Frankly, I think I’m being a bit of a homer predicting the Texans will score any points on Sunday. Go ‘Stros.
bfMFd: Rams 45, Texans 8.
It’s like I am playing Price is Right with Diehards! But stupidly!
So, why 8 points? As friend of the blog Grunge Dave noticed, the Texans have scored 3 and 5 points the last two games, so scoring 8 would continue the Fibonacci sequence. Aside from Scorigami last weekend, these sorts of stupid things are the most fun things this stupid team has going for it.
Matt Stafford being unleashed by Sean McVay has been a glorious scene. The Rams are 2nd in ODVOA, 4th in DDVOA, and are 3rd in overall DVOA behind only the Bills and Cardinals.
On the other hand, the Houston Texans are an abyss of talent.
l4blitzer: Rams 38, Texans 9.
Good news for the Texans…they are back home. Bad news, they are playing another NFC West powerhouse.

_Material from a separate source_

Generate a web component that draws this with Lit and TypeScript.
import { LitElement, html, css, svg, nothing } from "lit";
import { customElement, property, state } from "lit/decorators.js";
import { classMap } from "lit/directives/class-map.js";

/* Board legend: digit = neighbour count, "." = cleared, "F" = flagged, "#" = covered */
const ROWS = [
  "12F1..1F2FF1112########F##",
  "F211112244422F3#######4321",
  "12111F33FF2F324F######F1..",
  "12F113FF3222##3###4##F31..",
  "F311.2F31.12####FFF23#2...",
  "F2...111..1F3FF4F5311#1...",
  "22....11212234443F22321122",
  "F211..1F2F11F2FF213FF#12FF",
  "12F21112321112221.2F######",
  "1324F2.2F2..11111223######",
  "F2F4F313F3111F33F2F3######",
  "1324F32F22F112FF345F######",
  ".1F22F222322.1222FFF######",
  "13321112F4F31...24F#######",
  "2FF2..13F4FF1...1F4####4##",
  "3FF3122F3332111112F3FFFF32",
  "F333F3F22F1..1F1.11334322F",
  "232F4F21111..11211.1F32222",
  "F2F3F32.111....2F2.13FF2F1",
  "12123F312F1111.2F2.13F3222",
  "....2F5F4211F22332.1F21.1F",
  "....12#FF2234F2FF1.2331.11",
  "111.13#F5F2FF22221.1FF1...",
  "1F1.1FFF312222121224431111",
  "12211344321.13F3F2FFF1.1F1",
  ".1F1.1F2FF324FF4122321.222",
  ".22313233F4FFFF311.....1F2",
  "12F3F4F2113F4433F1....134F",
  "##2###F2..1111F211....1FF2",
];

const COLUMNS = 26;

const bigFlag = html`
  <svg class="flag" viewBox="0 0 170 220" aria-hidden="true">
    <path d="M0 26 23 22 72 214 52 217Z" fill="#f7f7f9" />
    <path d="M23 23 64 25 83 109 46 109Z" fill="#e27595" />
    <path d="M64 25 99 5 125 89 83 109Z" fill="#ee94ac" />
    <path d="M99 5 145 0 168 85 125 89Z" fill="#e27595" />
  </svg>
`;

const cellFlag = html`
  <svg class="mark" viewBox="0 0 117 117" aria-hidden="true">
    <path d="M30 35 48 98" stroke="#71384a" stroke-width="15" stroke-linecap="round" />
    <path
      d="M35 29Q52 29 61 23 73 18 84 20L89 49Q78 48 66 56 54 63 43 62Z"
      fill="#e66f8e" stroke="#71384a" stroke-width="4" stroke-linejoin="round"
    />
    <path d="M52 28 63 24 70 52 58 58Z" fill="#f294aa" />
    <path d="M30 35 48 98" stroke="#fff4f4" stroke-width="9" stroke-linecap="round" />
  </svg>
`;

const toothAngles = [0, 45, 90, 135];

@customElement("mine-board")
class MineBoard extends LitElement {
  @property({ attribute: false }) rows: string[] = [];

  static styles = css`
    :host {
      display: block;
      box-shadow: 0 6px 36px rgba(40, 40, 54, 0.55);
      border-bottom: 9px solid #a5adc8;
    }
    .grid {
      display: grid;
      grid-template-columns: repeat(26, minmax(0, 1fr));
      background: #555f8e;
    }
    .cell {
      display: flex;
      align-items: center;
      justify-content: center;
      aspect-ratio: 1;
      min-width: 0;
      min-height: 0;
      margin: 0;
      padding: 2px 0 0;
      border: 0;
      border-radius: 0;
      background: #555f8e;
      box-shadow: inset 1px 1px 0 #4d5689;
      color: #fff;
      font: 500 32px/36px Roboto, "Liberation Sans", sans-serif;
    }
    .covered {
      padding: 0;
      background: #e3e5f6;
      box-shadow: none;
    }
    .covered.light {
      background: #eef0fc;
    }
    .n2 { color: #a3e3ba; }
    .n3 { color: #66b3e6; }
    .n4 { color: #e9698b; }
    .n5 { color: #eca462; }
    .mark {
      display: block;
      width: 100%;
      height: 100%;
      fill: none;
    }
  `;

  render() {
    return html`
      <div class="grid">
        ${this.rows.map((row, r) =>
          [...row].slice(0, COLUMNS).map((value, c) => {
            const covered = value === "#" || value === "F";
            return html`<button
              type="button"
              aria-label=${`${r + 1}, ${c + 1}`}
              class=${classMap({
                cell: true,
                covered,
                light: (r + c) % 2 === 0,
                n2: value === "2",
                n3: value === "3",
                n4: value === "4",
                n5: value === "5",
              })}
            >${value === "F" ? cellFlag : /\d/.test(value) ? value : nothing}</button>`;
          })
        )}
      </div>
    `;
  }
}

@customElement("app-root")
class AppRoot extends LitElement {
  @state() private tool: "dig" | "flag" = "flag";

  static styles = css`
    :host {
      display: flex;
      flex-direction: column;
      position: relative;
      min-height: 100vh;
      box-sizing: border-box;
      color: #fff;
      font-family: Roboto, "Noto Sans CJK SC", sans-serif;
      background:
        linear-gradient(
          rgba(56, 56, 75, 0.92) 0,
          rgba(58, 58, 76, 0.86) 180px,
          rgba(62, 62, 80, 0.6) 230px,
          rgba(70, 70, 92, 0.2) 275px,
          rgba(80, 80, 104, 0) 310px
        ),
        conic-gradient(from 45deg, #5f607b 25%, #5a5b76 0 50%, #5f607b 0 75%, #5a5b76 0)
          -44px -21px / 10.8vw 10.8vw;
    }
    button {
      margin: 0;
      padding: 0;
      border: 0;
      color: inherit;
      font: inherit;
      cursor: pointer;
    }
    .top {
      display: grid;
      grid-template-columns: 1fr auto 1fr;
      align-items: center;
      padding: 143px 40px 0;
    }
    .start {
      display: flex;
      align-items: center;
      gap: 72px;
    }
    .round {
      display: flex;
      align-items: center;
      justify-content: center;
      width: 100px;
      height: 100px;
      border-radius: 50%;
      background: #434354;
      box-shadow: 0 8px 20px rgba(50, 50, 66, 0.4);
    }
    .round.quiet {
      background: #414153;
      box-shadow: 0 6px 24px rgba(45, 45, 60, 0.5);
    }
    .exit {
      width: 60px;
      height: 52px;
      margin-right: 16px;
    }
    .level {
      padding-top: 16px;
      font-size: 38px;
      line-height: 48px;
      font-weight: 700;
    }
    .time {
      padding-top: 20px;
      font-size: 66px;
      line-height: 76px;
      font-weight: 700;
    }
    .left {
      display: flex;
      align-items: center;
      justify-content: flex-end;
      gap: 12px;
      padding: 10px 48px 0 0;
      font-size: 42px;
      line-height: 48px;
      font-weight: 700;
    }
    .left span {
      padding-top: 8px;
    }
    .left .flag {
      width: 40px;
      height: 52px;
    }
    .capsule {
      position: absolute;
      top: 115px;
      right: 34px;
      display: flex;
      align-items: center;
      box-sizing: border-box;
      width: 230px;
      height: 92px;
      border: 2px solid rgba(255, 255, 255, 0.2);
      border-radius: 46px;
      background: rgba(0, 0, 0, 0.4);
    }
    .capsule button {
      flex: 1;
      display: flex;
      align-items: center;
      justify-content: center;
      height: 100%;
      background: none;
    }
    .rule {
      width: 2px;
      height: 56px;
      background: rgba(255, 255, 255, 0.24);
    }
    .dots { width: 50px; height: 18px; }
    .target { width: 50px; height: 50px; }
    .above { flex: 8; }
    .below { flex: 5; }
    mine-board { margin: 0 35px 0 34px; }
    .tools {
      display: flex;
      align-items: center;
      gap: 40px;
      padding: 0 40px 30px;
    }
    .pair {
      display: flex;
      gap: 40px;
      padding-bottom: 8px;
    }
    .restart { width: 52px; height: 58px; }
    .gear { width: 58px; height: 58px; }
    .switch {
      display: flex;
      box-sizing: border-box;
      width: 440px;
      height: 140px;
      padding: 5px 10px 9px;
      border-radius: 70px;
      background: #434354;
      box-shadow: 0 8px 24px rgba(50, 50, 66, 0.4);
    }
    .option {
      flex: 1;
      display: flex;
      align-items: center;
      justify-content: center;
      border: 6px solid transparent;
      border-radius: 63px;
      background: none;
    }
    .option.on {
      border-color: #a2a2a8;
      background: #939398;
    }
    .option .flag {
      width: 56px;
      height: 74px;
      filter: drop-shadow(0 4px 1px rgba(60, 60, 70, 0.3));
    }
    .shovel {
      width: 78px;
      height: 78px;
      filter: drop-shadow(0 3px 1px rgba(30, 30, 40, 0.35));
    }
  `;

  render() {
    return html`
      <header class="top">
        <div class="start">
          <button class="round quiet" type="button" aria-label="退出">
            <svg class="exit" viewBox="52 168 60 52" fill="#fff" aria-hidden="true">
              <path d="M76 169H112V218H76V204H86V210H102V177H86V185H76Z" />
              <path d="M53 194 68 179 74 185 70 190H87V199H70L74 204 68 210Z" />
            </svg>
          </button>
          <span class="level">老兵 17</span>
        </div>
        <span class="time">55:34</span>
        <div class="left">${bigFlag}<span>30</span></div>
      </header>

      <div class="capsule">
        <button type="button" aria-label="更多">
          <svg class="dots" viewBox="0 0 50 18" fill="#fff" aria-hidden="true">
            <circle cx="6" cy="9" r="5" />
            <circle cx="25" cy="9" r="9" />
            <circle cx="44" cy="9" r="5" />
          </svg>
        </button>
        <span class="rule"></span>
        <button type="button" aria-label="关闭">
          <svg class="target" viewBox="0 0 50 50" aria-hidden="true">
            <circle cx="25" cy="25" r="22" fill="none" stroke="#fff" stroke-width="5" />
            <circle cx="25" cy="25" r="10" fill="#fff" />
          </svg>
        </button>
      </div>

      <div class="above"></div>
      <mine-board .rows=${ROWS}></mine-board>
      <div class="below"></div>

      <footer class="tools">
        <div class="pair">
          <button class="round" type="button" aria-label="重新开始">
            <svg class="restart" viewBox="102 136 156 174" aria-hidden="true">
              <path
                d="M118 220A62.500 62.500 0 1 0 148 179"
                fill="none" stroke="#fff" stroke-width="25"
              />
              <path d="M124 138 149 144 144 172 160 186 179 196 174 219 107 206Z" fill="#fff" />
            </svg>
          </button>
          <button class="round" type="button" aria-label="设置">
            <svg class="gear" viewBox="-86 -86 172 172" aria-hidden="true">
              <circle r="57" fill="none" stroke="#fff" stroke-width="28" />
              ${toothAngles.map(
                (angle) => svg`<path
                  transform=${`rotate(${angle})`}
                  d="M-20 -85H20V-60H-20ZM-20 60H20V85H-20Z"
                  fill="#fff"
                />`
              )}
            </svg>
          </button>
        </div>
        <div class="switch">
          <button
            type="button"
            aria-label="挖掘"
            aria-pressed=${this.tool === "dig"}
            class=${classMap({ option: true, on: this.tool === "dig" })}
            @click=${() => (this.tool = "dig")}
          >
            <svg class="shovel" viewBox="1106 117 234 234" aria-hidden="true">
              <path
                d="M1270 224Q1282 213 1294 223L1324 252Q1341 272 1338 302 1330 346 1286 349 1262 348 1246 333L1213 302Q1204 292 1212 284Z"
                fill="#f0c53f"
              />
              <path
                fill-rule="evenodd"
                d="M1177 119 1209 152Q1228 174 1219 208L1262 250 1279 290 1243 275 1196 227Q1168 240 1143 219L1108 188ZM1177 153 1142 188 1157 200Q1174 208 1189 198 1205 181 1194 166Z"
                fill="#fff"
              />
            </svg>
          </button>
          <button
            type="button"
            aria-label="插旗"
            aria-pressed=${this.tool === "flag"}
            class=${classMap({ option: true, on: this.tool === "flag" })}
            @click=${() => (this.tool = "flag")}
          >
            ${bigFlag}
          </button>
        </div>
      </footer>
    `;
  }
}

The Rams struggled against the Lions last week. Aside from the chance that the Rams might give up a big play or two from laughing at the Texans and their buffoonery, they should be locked in to take care of business. Unfortunately for the Texans, the Rams will not likely have two “trap game” performances.
The Texans are now a team in transition. Several veterans are gone and probably others will follow before the Nov 2 trade deadline. Probably should have gone with the youth movement sooner, but I suppose someone on the Texans staff decided to accept reality. However, the debris that is left will likely be unwatchable. The running game was bad with Ingram. Without him…uglier than the end state after a trap in the Saw franchise.
Keeping with a Halloween theme, the Texans are like the extras on the Walking Dead. I suspect that an actual team of George Romero-style slow zombies would offer a better fight against the Rams then the Texans will. Don’t be surprised if the Rams rotate in a lot of backups come the 4th quarter.
Mike: Rams 31, Texans 6.
Jack Easterby’s “culture” is an utter failure, and he, Cal McNair, and David Culley are all simply holding their seats until someone better comes along. Unfortunately for the rest of us who bleed battle red, that means we have to suffer through more of the worst Texans football imaginable.
The Rams will jump out to an early lead. Then they’ll get a chance to improve their middling 3.7 yards per carry on the ground to run out the clock. Davis Mills will continue to have poor footwork and stare down Brandin Cooks, who is seemingly disillusioned with this franchise and likely praying for a trade he said he wouldn’t accept not too long ago.
More ugly Houston football.
#GoStros
In summation of these predictions, I say with clear eyes and a full heart - GO ASTROS.